Lamenting is different than complaining.  If you look at the Psalms of lament, or the laments in the prophets such as the one we encounter this morning they are not simply complaining.  It is not simply a whining for God to solve all of our problems.  As biblical scholar Walter Bruggemann points out, lament is the beginning of hope.[5]  We can only hope when we have a clear sense of what is wrong.  We can only hope when we have properly lamented the brokenness that we see all around us.  We can only be clear about that for which we hope when we are clear about what has broken and hearts and drawn us to lament.

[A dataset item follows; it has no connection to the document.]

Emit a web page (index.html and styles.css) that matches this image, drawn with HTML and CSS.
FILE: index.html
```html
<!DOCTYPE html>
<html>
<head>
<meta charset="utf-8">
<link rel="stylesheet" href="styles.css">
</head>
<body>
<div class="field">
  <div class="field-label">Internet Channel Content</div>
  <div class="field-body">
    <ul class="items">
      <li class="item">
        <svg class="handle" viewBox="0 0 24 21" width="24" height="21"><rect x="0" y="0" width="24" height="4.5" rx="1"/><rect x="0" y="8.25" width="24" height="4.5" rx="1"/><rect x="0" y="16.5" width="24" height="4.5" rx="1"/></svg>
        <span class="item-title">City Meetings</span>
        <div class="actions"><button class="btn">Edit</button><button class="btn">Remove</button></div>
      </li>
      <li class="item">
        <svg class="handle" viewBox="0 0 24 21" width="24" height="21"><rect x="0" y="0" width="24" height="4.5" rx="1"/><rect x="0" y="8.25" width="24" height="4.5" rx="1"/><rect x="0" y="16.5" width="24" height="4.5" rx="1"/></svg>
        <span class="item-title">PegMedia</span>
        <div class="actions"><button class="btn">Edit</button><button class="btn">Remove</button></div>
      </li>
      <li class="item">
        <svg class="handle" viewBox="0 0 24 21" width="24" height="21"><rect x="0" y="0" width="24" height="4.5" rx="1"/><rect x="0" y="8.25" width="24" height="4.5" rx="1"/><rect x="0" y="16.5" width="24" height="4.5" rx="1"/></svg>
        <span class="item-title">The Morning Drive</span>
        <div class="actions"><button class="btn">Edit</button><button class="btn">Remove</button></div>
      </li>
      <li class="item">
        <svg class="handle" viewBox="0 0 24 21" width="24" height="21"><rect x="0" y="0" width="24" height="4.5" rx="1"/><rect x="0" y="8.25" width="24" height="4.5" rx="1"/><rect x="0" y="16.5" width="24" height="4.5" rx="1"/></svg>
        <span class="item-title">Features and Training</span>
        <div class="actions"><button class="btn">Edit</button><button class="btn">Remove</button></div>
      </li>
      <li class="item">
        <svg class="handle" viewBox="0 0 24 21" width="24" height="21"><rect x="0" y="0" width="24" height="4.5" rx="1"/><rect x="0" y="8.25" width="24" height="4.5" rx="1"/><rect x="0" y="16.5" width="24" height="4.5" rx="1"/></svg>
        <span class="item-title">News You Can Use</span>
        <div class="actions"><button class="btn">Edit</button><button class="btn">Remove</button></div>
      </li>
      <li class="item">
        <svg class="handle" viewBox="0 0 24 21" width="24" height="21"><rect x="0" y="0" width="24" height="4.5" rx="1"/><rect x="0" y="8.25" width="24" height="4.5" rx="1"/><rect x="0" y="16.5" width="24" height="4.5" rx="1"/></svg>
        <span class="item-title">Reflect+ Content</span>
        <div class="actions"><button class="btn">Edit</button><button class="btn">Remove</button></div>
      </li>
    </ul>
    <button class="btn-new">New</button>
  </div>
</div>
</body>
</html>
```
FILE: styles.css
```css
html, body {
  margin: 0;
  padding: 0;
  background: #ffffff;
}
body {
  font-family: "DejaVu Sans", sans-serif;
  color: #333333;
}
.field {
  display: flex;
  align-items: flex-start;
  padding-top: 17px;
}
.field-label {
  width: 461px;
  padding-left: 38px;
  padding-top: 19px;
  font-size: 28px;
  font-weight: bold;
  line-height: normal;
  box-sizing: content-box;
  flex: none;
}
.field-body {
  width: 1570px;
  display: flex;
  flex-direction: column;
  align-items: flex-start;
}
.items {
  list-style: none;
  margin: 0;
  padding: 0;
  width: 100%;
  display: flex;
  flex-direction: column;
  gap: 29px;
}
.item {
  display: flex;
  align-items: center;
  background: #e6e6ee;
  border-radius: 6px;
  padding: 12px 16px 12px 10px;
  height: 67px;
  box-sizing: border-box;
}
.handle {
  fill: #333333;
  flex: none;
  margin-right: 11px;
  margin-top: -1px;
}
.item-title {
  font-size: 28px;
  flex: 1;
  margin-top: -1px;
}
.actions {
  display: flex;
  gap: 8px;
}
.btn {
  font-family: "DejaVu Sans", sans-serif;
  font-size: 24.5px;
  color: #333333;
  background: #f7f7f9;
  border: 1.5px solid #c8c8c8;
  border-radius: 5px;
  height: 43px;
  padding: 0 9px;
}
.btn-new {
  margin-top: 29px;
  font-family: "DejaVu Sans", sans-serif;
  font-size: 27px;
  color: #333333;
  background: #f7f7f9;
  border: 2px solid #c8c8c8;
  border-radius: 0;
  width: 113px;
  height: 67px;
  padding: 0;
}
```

We can only know that for which we are hoping when we have seen so clearly what is wrong that we begin to demand that God do something about it.  A lament that moves towards hope is different that complaining that leads to wishing.  The difference between a wish and a hope is that hope is certain.  This is Isaiah’s disposition.  He recounts the deeds that God has done because he is certain that God is still there.  Indeed, even as Isaiah laments God’s absence, he returns to the sureness that God has not finally abandoned Israel:

There is no one who calls on your name,
or attempts to take hold of you;
for you have hidden your face from us,
and have delivered us into the hand of our iniquity.
Yet, O Lord, you are our Father;
we are the clay, and you are our potter;
we are all the work of your hand.
Do not be exceedingly angry, O Lord,
and do not remember iniquity for ever.
Now consider, we are all your people.

Even as Isaiah laments God’s hiddenness, notice the intimate imagery he continues to ascribe to God.  He calls God Father.  He calls God the pottery, and Israel are the clay.  The people of Israel and God still belong to each other because they are in a familial relationship.  They are tied to each because God gives them their shape as a people.[6]  While apparently hidden, God is still present.  Even though Isaiah cannot perceive God’s presence, he speaks with hopeful words because he is certain that God will still act.

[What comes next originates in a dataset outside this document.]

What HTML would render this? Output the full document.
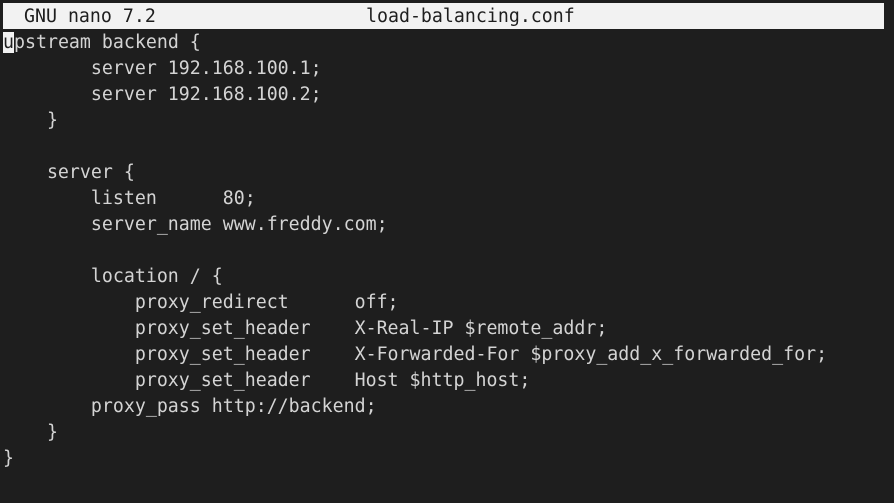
<!DOCTYPE html><html><head><style>
body{margin:0;width:894px;height:503px;background:#1e1e1e;overflow:hidden;font-family:"DejaVu Sans Mono","Liberation Mono",monospace;font-size:18.25px;color:#d4d4d4}
.bar{position:absolute;left:3px;top:3px;width:881px;height:26px;background:#f2f2f2;color:#1e1e1e}
.bar span{position:absolute;top:2px;line-height:24px;white-space:pre}
pre{position:absolute;left:3px;top:30px;margin:0;font:inherit;line-height:26px}
.cur{background:#f2f2f2;color:#1e1e1e}
</style></head><body>
<div class="bar"><span style="left:21px">GNU nano 7.2</span><span style="left:363px">load-balancing.conf</span></div>
<pre><span class="cur">u</span>pstream backend {
        server 192.168.100.1;
        server 192.168.100.2;
    }

    server {
        listen      80;
        server_name www.freddy.com;

        location / {
            proxy_redirect      off;
            proxy_set_header    X-Real-IP $remote_addr;
            proxy_set_header    X-Forwarded-For $proxy_add_x_forwarded_for;
            proxy_set_header    Host $http_host;
        proxy_pass http://backend;
    }
}</pre>
</body></html>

This is Advent.  Only after have we had perceived the depth of the brokenness, the depth of the sins personal and structural, the depth of our needs, can we perceive clearly the hope we are approaching in Advent.  Christ did not come to make things more awesome in a world that was already awesome.  Christ entered into a world where the poor need good news, captives need release, the blind need sight, and the oppressed need freedom.  And, as we will see, he entered into that world in poverty and a refugee from genocide at the hands of his government.  Christ came into a world that had been crying out for him for hundreds of years to be God’s decisive answer to the brokenness that the has a seeming strangle hold on the cosmos.

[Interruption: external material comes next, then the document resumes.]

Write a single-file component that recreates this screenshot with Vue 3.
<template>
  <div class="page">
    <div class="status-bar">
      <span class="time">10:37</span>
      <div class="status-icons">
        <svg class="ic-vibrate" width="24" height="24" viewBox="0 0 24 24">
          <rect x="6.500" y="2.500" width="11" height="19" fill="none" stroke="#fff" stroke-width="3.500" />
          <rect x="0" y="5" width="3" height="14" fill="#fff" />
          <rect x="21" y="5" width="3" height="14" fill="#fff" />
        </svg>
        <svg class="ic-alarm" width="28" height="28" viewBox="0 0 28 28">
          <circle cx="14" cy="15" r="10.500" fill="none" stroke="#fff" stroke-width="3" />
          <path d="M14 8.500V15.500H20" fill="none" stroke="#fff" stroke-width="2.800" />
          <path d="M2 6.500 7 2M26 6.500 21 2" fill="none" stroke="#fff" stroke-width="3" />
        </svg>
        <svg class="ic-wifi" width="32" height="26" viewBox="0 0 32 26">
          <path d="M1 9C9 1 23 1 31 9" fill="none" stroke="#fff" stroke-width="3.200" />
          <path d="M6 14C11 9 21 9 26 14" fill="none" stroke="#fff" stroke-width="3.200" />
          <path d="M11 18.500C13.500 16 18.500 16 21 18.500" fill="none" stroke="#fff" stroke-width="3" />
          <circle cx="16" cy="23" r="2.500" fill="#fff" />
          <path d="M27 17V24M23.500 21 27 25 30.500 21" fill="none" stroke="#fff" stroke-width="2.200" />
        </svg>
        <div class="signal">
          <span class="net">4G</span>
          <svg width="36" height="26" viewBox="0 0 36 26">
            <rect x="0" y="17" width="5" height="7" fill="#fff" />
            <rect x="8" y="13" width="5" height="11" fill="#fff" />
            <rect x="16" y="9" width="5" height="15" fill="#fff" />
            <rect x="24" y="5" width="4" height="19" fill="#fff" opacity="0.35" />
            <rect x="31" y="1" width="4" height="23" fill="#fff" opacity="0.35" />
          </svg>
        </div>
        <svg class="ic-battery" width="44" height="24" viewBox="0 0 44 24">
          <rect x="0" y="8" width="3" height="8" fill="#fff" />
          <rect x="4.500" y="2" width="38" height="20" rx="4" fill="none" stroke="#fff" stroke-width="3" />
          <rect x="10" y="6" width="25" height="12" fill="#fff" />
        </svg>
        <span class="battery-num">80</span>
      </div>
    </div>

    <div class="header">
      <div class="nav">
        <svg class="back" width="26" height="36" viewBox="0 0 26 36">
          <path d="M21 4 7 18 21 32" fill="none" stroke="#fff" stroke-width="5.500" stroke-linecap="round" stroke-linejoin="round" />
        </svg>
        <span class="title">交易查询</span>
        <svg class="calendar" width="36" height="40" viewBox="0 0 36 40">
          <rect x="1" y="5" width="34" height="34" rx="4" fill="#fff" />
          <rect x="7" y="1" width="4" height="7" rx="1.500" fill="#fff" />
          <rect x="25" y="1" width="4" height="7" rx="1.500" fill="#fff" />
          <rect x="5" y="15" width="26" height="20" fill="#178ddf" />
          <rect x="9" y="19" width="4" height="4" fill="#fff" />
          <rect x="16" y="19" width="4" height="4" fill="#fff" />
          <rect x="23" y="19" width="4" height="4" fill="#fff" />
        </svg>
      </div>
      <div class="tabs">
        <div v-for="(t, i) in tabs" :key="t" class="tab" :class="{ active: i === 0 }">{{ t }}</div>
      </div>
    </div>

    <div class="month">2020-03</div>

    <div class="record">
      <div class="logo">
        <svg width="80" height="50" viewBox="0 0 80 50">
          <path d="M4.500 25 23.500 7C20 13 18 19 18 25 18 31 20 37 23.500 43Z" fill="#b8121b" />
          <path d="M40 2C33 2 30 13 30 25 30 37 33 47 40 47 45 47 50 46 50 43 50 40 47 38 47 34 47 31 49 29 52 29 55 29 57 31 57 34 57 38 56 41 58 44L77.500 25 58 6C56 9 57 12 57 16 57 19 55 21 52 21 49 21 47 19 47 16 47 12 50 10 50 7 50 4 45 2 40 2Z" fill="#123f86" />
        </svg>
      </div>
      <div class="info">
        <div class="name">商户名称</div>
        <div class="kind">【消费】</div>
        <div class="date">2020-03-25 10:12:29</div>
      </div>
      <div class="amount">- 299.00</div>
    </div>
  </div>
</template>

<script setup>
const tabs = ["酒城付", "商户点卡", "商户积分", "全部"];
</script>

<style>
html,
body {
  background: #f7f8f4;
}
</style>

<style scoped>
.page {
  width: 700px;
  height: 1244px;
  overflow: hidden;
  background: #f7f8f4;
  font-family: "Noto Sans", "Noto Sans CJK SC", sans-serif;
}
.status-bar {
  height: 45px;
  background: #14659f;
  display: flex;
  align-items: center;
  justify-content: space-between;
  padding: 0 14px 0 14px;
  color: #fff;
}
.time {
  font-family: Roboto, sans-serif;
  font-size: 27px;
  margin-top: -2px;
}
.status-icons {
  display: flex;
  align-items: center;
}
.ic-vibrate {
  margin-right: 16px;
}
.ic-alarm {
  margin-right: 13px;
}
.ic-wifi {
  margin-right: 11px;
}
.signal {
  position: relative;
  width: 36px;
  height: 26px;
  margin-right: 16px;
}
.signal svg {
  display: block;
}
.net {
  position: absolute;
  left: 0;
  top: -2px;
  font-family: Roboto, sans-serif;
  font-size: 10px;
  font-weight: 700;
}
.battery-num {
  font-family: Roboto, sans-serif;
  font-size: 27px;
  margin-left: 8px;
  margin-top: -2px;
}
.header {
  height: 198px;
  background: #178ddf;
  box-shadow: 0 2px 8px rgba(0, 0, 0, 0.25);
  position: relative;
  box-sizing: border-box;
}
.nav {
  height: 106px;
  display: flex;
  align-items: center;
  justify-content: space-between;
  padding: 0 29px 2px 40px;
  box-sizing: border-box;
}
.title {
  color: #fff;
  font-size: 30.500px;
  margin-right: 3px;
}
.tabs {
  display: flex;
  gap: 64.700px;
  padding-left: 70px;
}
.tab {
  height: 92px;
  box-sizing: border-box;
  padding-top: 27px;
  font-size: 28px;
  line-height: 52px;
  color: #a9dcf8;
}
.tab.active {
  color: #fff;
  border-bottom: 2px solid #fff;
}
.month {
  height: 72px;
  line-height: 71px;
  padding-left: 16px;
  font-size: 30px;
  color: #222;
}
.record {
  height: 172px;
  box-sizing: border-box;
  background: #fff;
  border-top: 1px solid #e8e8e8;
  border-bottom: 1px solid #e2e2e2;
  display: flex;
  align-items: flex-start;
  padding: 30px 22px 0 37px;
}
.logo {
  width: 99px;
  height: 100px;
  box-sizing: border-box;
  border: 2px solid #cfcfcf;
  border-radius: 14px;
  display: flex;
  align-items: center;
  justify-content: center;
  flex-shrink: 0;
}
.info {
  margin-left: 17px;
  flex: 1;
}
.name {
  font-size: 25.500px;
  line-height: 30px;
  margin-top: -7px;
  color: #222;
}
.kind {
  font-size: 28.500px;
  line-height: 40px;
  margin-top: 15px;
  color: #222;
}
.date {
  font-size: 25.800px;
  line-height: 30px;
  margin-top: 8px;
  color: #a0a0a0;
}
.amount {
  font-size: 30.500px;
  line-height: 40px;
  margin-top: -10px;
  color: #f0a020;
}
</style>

And so, in Advent, we enter into the discipline of patience.  We enter into the practice of looking around at the world, at all the places and people that desperately cry out for God to tear open the heavens, and we join them in solidarity.  To wait in this way is not to sit on our hands and do nothing.  Rather, as one commentator says, “It is a tensive waiting charge with the pathos of lament and conjoined with the joy of remembrance and the anticipation of praise.”[7]  To wait during Advent is not to bum ourselves out, but it is let the anticipation of Christ’s coming to swell in our hearts and minds as we prepare the way of the Lord.  It is, a “passionate patience.”[8]  And as we enter into the disciple of passionate patience, we will resist the temptation around us to look at ourselves and what we think we deserve for Christmas, and we will look outward to others, who are feeling that “God would tear open the heavens and help us” kind of feeling.  This week through the angel tree. Next week through Society of St. Andrew alternative gift-giving, the next week through bringing food for DAWN, and the final week of Advent through packing meals with Stop Hunger Now.

The hope, as we move forward in our passionate patience, is that we will encounter more clearly the one through whom God tears open the heavens.  Except that we don’t see lightning and shaking of mountains.[9]   Rather, the tearing of the heavens comes as the God of the universe takes on flesh and blood and becomes one of us.  The God who Isaiah sees as hidden remains hidden because not all recognize the God who has become one of us so that we might become like God.  This one who came, who did not “do something” about was wrong with the world through violence.  Rather, he “did something” by serving and offering himself up to die.

This is the one who reveals God’s power that is made perfect in weakness is the one in whom our hope certainly rests.  This one who invites both police and protesters into one family.  It is this one for whom we wait to come again.  It is this one who we heard about last week who makes it clear what our conduct should look like in the mean time.  It is he who tells us in our Gospel passage to “Stay awake!” as we swell with that passionate patience for the culmination of the kingdom.  And so, regardless of what you think about the Occupy movement, I invite you in these moments to Occupy Advent.

[1] Robert Hass, “Poet-Bashing Police” New York Times Online, cited. Nov. 27, 2011.

[2] Ibid.

[3] William P. Brown, “Exegetical Perspective,” Feasting on the Word, Year B, Volume 1,  (Louisville:  Westminster John Knox, 2011), p. 3.

[4] Brown, “Exegetical Perspective,” p. 7.

[5] Walter Brueggemann, The Message of the Psalms, (Minneapolis: Augsburg Fortress Press, 1984), p. 52

[6] Brown, “Exegetical Perspective,” p. 7.

[7] Brown, “Exegetical Perspective,” p. 5.

[8] Ibid.

[9] Scott Bader-Saye, “Theological Perspective, “ Feasting on the Word, Year B, Volume 1, (Louisville:  Westminster John Knox, 2011) pp. 5-6.